>> start DATASET RECORDS
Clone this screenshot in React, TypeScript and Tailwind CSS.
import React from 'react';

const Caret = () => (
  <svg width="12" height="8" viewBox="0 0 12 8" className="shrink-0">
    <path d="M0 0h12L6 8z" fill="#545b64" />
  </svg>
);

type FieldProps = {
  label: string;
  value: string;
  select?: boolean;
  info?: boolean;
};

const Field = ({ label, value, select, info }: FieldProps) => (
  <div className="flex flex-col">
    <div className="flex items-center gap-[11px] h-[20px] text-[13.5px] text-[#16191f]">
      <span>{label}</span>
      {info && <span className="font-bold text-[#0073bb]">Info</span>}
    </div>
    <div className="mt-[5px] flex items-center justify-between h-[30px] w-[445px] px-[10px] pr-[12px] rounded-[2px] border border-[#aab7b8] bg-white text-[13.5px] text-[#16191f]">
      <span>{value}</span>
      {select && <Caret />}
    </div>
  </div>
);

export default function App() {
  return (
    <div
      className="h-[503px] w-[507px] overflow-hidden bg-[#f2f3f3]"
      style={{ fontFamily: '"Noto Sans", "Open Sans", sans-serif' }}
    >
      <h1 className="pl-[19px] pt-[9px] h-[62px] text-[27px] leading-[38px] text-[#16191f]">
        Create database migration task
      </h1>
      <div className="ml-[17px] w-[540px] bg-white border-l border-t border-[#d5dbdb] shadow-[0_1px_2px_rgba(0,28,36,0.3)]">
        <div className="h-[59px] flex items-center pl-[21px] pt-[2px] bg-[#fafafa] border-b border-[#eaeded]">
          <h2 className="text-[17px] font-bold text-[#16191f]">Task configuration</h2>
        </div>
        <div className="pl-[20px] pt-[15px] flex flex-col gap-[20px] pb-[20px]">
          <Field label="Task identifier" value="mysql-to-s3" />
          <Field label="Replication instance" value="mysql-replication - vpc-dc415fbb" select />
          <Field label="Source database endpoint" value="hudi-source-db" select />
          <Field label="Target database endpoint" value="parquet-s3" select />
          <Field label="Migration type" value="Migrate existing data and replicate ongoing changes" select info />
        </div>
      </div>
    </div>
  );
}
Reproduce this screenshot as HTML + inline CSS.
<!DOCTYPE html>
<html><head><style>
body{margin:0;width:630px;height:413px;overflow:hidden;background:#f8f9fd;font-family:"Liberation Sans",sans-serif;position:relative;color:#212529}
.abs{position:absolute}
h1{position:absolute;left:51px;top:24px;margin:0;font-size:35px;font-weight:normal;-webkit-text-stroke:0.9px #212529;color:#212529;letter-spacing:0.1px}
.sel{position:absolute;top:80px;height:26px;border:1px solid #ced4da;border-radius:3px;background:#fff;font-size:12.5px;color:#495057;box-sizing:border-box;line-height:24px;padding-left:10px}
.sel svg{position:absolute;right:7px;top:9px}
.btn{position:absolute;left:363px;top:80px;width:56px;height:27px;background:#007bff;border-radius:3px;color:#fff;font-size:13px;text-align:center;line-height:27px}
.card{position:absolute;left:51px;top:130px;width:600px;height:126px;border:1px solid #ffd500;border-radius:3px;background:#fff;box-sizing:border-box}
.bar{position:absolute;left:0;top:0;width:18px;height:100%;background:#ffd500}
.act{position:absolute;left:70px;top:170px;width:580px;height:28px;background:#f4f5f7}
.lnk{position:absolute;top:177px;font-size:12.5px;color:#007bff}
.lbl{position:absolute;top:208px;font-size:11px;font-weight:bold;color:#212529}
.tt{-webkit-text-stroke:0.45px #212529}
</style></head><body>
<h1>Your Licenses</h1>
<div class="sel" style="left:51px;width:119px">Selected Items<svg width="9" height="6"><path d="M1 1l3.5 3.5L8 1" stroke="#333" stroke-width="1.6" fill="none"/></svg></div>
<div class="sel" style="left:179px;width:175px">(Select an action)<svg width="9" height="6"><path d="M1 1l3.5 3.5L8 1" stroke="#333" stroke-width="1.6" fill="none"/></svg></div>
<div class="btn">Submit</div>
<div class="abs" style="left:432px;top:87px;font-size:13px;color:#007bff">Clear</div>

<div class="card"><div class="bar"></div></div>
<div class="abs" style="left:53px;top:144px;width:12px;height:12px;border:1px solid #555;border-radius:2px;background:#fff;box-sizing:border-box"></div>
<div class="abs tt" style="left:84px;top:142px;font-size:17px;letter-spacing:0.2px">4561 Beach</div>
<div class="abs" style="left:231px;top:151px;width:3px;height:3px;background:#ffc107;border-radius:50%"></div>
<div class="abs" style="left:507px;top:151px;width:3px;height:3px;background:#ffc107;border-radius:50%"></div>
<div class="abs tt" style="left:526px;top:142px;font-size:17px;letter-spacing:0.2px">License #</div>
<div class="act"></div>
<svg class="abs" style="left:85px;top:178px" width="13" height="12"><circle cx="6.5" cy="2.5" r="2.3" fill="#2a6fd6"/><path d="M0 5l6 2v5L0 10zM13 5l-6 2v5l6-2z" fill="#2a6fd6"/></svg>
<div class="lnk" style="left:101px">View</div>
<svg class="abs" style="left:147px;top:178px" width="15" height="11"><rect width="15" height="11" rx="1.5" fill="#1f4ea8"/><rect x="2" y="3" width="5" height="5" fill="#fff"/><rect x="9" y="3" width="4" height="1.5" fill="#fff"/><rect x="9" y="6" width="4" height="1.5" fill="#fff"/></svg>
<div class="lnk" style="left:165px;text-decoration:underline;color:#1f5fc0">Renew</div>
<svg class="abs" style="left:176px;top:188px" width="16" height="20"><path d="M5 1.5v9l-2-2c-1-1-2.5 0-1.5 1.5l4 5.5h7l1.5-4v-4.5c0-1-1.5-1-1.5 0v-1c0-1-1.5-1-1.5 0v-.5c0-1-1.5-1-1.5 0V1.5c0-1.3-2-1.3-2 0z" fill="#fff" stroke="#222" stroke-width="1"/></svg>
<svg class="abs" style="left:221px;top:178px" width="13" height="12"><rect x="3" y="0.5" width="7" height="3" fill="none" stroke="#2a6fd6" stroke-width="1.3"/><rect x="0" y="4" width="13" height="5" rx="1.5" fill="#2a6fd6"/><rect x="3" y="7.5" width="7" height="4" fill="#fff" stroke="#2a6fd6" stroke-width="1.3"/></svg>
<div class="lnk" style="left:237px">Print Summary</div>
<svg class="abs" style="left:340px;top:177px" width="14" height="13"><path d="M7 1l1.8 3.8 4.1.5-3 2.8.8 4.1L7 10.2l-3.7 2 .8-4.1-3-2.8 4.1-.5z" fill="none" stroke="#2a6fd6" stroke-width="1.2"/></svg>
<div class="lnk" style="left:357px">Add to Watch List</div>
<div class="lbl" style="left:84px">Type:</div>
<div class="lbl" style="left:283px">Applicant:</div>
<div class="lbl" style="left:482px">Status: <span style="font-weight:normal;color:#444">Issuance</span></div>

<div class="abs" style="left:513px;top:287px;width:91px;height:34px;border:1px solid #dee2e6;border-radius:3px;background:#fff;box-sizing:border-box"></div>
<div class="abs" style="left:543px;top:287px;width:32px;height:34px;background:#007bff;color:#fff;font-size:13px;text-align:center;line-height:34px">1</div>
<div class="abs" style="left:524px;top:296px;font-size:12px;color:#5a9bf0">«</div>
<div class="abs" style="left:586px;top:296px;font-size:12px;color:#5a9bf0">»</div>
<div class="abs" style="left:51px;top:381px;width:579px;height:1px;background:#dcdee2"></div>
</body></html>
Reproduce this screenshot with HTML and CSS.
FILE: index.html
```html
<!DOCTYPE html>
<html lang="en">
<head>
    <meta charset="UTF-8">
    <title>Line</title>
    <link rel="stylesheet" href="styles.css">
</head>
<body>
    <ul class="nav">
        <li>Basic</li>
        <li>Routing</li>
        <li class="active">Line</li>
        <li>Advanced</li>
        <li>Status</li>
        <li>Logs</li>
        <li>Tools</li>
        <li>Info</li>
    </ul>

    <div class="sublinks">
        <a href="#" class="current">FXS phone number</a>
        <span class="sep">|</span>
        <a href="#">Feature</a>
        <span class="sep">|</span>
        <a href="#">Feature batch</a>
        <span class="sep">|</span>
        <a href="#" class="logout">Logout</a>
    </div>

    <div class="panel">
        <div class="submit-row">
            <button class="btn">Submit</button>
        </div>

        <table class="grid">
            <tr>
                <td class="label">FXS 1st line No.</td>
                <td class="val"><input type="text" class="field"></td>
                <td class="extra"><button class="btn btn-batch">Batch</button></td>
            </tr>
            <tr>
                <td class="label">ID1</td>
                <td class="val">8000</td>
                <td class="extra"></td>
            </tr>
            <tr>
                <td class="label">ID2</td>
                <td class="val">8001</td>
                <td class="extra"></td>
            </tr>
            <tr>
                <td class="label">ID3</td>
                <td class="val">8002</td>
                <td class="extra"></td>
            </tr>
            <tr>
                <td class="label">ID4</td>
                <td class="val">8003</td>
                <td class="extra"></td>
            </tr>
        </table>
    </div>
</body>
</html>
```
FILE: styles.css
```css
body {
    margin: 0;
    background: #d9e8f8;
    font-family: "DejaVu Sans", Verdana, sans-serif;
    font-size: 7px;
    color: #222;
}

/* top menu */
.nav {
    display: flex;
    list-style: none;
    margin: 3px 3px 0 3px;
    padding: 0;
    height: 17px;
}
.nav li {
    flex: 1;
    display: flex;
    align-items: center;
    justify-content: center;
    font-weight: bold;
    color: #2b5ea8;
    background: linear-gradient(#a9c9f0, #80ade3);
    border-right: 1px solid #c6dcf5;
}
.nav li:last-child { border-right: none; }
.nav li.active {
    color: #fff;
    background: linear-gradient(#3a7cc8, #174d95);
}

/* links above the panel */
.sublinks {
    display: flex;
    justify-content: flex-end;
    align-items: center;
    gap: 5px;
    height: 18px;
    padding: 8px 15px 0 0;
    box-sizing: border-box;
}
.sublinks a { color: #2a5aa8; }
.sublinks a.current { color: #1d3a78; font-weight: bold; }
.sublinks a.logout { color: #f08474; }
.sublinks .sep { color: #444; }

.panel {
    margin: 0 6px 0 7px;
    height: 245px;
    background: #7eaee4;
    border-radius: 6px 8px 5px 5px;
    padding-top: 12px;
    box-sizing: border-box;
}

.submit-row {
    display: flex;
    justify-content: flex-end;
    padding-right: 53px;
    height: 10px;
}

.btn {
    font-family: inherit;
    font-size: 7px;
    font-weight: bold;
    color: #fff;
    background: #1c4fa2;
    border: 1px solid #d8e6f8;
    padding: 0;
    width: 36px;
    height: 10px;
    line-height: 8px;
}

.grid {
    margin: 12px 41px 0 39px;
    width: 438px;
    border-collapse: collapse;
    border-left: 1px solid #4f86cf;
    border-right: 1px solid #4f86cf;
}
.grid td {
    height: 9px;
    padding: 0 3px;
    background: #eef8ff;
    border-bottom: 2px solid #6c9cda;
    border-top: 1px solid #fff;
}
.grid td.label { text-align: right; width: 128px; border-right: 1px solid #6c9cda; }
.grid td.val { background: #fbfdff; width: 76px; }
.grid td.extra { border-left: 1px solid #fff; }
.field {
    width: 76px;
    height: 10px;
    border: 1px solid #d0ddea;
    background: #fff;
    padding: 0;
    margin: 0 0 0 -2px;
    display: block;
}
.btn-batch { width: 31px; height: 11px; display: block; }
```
>> end DATASET RECORDS
>> start DATASET RECORDS
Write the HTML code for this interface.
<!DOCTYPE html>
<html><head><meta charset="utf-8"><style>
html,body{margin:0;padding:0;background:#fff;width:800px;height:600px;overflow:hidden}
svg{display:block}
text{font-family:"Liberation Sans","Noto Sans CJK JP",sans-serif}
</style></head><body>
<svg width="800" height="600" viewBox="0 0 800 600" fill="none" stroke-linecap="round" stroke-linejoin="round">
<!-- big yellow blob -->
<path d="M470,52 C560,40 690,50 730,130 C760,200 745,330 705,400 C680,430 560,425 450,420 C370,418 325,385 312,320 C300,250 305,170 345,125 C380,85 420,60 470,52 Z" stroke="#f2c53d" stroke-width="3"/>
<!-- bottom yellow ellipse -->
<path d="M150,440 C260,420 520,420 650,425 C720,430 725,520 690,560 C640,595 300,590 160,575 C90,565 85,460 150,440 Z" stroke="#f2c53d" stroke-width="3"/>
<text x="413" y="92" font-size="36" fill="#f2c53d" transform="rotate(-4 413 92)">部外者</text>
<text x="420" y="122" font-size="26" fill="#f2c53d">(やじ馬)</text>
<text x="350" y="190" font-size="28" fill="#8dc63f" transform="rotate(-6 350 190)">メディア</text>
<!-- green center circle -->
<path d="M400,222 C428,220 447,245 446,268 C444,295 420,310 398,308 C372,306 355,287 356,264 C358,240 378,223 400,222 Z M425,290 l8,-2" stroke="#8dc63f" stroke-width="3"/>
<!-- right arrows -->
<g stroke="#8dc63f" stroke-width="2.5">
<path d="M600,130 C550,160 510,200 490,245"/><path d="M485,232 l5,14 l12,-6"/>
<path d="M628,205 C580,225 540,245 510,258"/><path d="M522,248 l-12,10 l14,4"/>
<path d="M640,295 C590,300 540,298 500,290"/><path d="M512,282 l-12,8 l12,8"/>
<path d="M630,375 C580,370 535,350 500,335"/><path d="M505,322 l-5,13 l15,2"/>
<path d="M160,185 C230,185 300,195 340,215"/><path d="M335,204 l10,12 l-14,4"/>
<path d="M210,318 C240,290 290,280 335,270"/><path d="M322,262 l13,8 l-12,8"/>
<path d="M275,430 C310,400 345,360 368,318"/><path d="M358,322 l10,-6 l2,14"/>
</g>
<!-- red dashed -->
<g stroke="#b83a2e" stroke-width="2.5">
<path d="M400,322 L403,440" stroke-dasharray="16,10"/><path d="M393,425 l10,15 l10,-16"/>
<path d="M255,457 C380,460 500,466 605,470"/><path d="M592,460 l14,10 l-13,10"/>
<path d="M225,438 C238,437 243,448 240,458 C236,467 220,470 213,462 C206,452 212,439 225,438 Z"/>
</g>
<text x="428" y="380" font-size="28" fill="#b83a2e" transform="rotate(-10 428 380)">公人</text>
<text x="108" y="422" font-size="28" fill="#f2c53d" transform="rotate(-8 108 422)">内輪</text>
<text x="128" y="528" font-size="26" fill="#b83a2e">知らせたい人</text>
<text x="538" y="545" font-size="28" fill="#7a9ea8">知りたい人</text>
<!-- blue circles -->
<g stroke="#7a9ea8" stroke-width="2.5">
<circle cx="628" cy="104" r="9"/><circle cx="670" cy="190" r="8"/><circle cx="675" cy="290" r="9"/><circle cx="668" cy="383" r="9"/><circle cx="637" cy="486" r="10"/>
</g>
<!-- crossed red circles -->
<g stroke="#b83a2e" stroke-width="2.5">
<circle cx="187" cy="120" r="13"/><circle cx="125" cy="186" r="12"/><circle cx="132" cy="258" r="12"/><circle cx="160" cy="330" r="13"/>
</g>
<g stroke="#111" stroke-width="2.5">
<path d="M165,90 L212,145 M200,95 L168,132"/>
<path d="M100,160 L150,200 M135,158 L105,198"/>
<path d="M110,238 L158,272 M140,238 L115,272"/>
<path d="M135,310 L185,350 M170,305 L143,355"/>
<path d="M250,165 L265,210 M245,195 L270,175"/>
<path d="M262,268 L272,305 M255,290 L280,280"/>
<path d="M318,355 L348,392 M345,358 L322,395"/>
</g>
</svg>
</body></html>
>> end DATASET RECORDS
WHAT YOU WILL DO - Go through the entries above and pull out each line with "React" in it.

RESULT OF THIS TASK -
Clone this screenshot in React, TypeScript and Tailwind CSS.
import React from 'react';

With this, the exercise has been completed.